WHAT THE TASK REQUIRES: In the material below, the lines containing the word "this" are required; copy each of them.

DATASET RECORDS:

^^^^^^^^

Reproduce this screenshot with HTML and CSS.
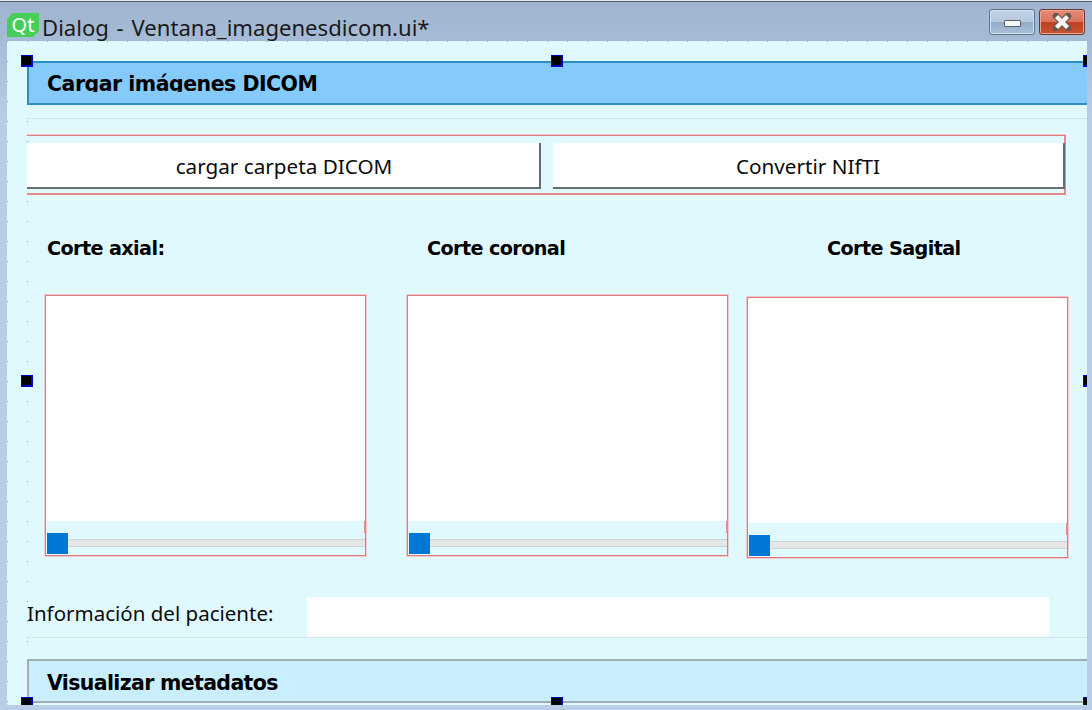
FILE: index.html
```html
<!DOCTYPE html>
<html lang="es">
<head>
<meta charset="utf-8">
<title>Dialog - Ventana_imagenesdicom.ui*</title>
<link rel="stylesheet" href="styles.css">
</head>
<body>
<div class="window">
  <header class="titlebar">
    <div class="qt-logo">Qt</div>
    <div class="title">Dialog - Ventana_imagenesdicom.ui*</div>
    <div class="win-buttons">
      <div class="win-btn win-min"><span class="min-glyph"></span></div>
      <div class="win-btn win-close">
        <svg class="close-glyph" width="20" height="18" viewBox="0 0 20 18"><path d="M4 3L16 15M16 3L4 15" fill="none" stroke="#6a5650" stroke-width="6.5" stroke-linecap="round"/><path d="M4.5 3.5L15.5 14.5M15.5 3.5L4.5 14.5" fill="none" stroke="#f4f4f4" stroke-width="4.4"/></svg>
      </div>
    </div>
  </header>
  <main class="client">
    <div class="band band-load"><div class="band-text">Cargar imágenes DICOM</div></div>
    <div class="rule rule-top"></div>
    <div class="btn-group">
      <div class="push push-a">cargar carpeta DICOM</div>
      <div class="push push-b">Convertir NIfTI</div>
    </div>
    <div class="labels">
      <div class="cut-label cut-a">Corte axial:</div>
      <div class="cut-label cut-b">Corte coronal</div>
      <div class="cut-label">Corte Sagital</div>
    </div>
    <div class="panels">
      <div class="panel">
        <div class="view"></div>
        <div class="slider"><span class="mark"></span><span class="groove"></span><span class="thumb"></span></div>
      </div>
      <div class="panel">
        <div class="view"></div>
        <div class="slider"><span class="mark"></span><span class="groove"></span><span class="thumb"></span></div>
      </div>
      <div class="panel panel-low">
        <div class="view"></div>
        <div class="slider"><span class="mark"></span><span class="groove"></span><span class="thumb"></span></div>
      </div>
    </div>
    <div class="info-row">
      <div class="info-label">Información del paciente:</div>
      <div class="info-box"></div>
    </div>
    <div class="band band-meta"><div class="band-text">Visualizar metadatos</div></div>
    <span class="handle h-tl"></span><span class="handle h-tc"></span><span class="handle h-tr"></span>
    <span class="handle h-ml"></span><span class="handle h-mr"></span>
    <span class="handle h-bl"></span><span class="handle h-bc"></span><span class="handle h-br"></span>
  </main>
</div>
</body>
</html>
```
FILE: styles.css
```css
* { box-sizing: border-box; }
html, body { margin: 0; padding: 0; }
body { width: 1092px; height: 710px; overflow: hidden; background: #b9cde6; font-family: "Noto Sans", "Open Sans", sans-serif; color: #000; }
.window { width: 1092px; height: 710px; display: flex; flex-direction: column; padding: 0 5px 5px 7px; background: linear-gradient(180deg, #9fb4cf 0, #a6bbd6 40px, #b9cde6 120px); border-top: 1px solid #e2e6ea; }
.titlebar { height: 40px; margin: 0 -5px 0 -7px; padding: 0 7px; border-top: 1px solid #59626c; display: flex; align-items: flex-start; position: relative; }
.qt-logo { width: 32px; height: 24px; margin-top: 11px; background: #45ce58; color: #fff; font-size: 20px; line-height: 24px; text-align: center; clip-path: polygon(6px 0, 100% 0, 100% calc(100% - 6px), calc(100% - 6px) 100%, 0 100%, 0 6px); }
.title { margin: 7px 0 0 3px; font-size: 22.1px; word-spacing: 2px; line-height: 36px; color: #1a1a1a; white-space: nowrap; }
.win-buttons { margin: 7px 0 0 auto; display: flex; gap: 4px; }
.win-btn { width: 46px; height: 26px; border-radius: 3px; display: flex; align-items: center; justify-content: center; }
.win-min { background: linear-gradient(180deg, #c3d3e7 0, #b6c8de 50%, #93abc8 50%, #a9bfd9 100%); border: 1px solid #5f7590; box-shadow: inset 0 0 0 1px #d5e1ef; }
.min-glyph { width: 17px; height: 7px; background: #f4f6f8; border: 1px solid #55606d; border-radius: 1px; margin-top: 2px; }
.win-close { background: linear-gradient(180deg, #e58a77 0, #d9725c 50%, #bf4023 50%, #c6532f 100%); border: 1px solid #6d3a30; box-shadow: inset 0 0 0 1px #eba796; }
.client { width: 1080px; height: 664px; position: relative; overflow: hidden; padding-top: 20px; background-color: #dff9ff; background-image:
  repeating-linear-gradient(90deg, #8ea4b4 0 1px, transparent 1px 20px),
  repeating-linear-gradient(90deg, #8ea4b4 0 1px, transparent 1px 20px),
  repeating-linear-gradient(180deg, #8ea4b4 0 1px, transparent 1px 20px),
  repeating-linear-gradient(180deg, #8ea4b4 0 1px, transparent 1px 20px);
  background-size: 100% 1px, 100% 1px, 1px 100%, 1px 100%; background-position: 0 0, 0 20px, 0 0, 20px 0; background-repeat: no-repeat; }
.band { margin-left: 20px; }
.band-text { padding-left: 18px; font-family: "DejaVu Sans", sans-serif; font-weight: 700; font-size: 20.5px; letter-spacing: -0.5px; white-space: nowrap; overflow: hidden; }
.band-load { height: 44px; background: #84cbfb; border-top: 2px solid #2f8fc4; border-bottom: 2px solid #2f8fc4; border-left: 2px solid #2f8fc4; }
.band-load .band-text { height: 29px; line-height: 42px; }
.rule { margin-left: 20px; border-top: 1px dotted #b5d4dc; }
.rule-top { margin-top: 13px; }
.btn-group { width: 1039px; height: 60px; margin: 16px 0 0 20px; padding-top: 7px; display: flex; gap: 12px; border-top: 1px solid #e07a7a; border-right: 2px solid #e28b8b; border-bottom: 2px solid #e28b8b; box-shadow: 0 -1px 0 #f3c9cf; }
.push { flex: none; height: 46px; padding-top: 2px; background: #fff; border-right: 2px solid #686e6e; border-bottom: 2px solid #686e6e; display: flex; align-items: center; justify-content: center; font-size: 20.7px; color: #0b0b0b; }
.push-a { width: 514px; padding-left: 2px; }
.push-b { width: 512px; }
.labels { display: flex; margin: 39px 0 0 40px; height: 30px; }
.cut-label { font-family: "DejaVu Sans", sans-serif; font-weight: 700; font-size: 19.2px; letter-spacing: -0.6px; line-height: 30px; white-space: nowrap; }
.cut-a { width: 380px; }
.cut-b { width: 400px; }
.panels { display: flex; align-items: flex-start; margin: 31px 0 0 38px; height: 263px; }
.panel { width: 321px; height: 261px; margin-right: 41px; border: 1px solid #e07a7a; box-shadow: 0 0 0 1px #f3c9cf; display: flex; flex-direction: column; }
.panel + .panel { margin-right: 19px; }
.panel-low { margin-top: 2px; }
.view { height: 225px; background: #fff; }
.slider { flex: 1; position: relative; }
.mark { position: absolute; right: -1px; top: 0; width: 2px; height: 12px; background: #e28b8b; }
.groove { position: absolute; left: 1px; right: 0; top: 18px; height: 8px; background: #e5e7e7; border-top: 1px solid #cfd3d3; border-bottom: 1px solid #cfd3d3; }
.thumb { position: absolute; left: 1px; top: 12px; width: 21px; height: 21px; background: #0078d7; }
.info-row { display: flex; align-items: center; height: 41px; margin: 39px 0 0 20px; border-bottom: 1px dotted #b5d4dc; }
.info-label { width: 280px; font-size: 20.5px; color: #0b0b0b; white-space: nowrap; line-height: 34px; margin-top: -8px; }
.info-box { width: 742px; height: 40px; background: #fff; }
.band-meta { height: 44px; margin-top: 21px; background: #c9eefe; border-top: 2px solid #a2adb3; border-left: 2px solid #a2adb3; border-bottom: 2px solid #a2adb3; }
.band-meta .band-text { padding-top: 1px; line-height: 42px; letter-spacing: -0.65px; }
.handle { position: absolute; width: 12px; height: 12px; background: #000; border: 2px solid #0000c8; border-width: 1px 2px 2px 1px; }
.h-tl { left: 14px; top: 14px; }
.h-tc { left: 544px; top: 14px; }
.h-tr { left: 1076px; top: 14px; }
.h-ml { left: 14px; top: 334px; }
.h-mr { left: 1076px; top: 334px; }
.h-bl { left: 14px; top: 656px; }
.h-bc { left: 544px; top: 656px; }
.h-br { left: 1076px; top: 656px; }
```
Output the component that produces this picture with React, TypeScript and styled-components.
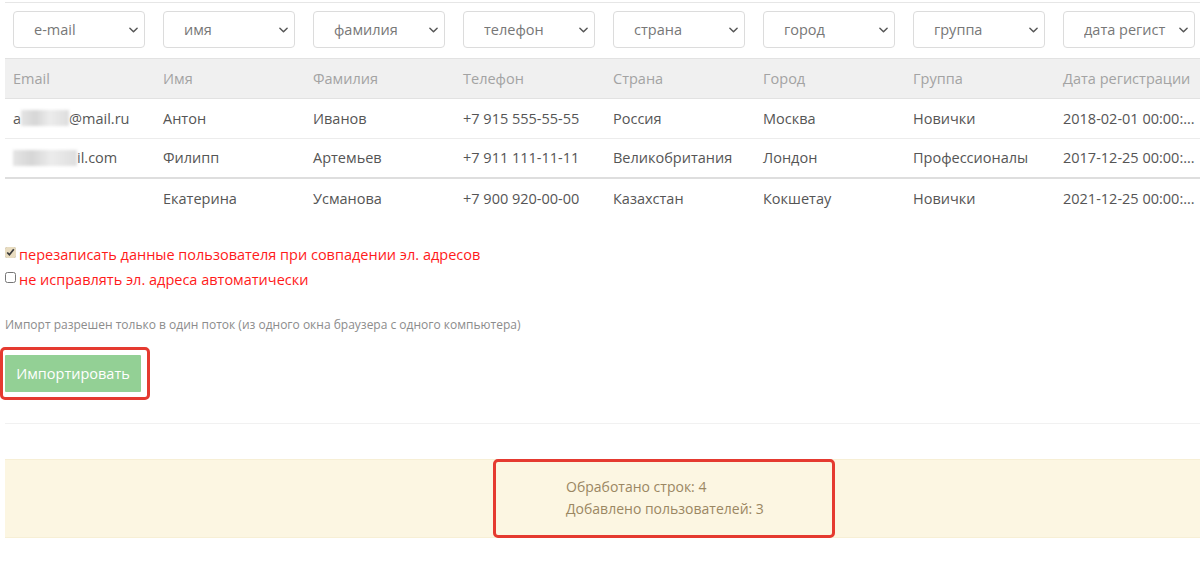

^^^^^^^^

FULL RESPONSE:
Reproduce this screenshot with HTML and CSS.
Output the component that produces this picture with React, TypeScript and styled-components.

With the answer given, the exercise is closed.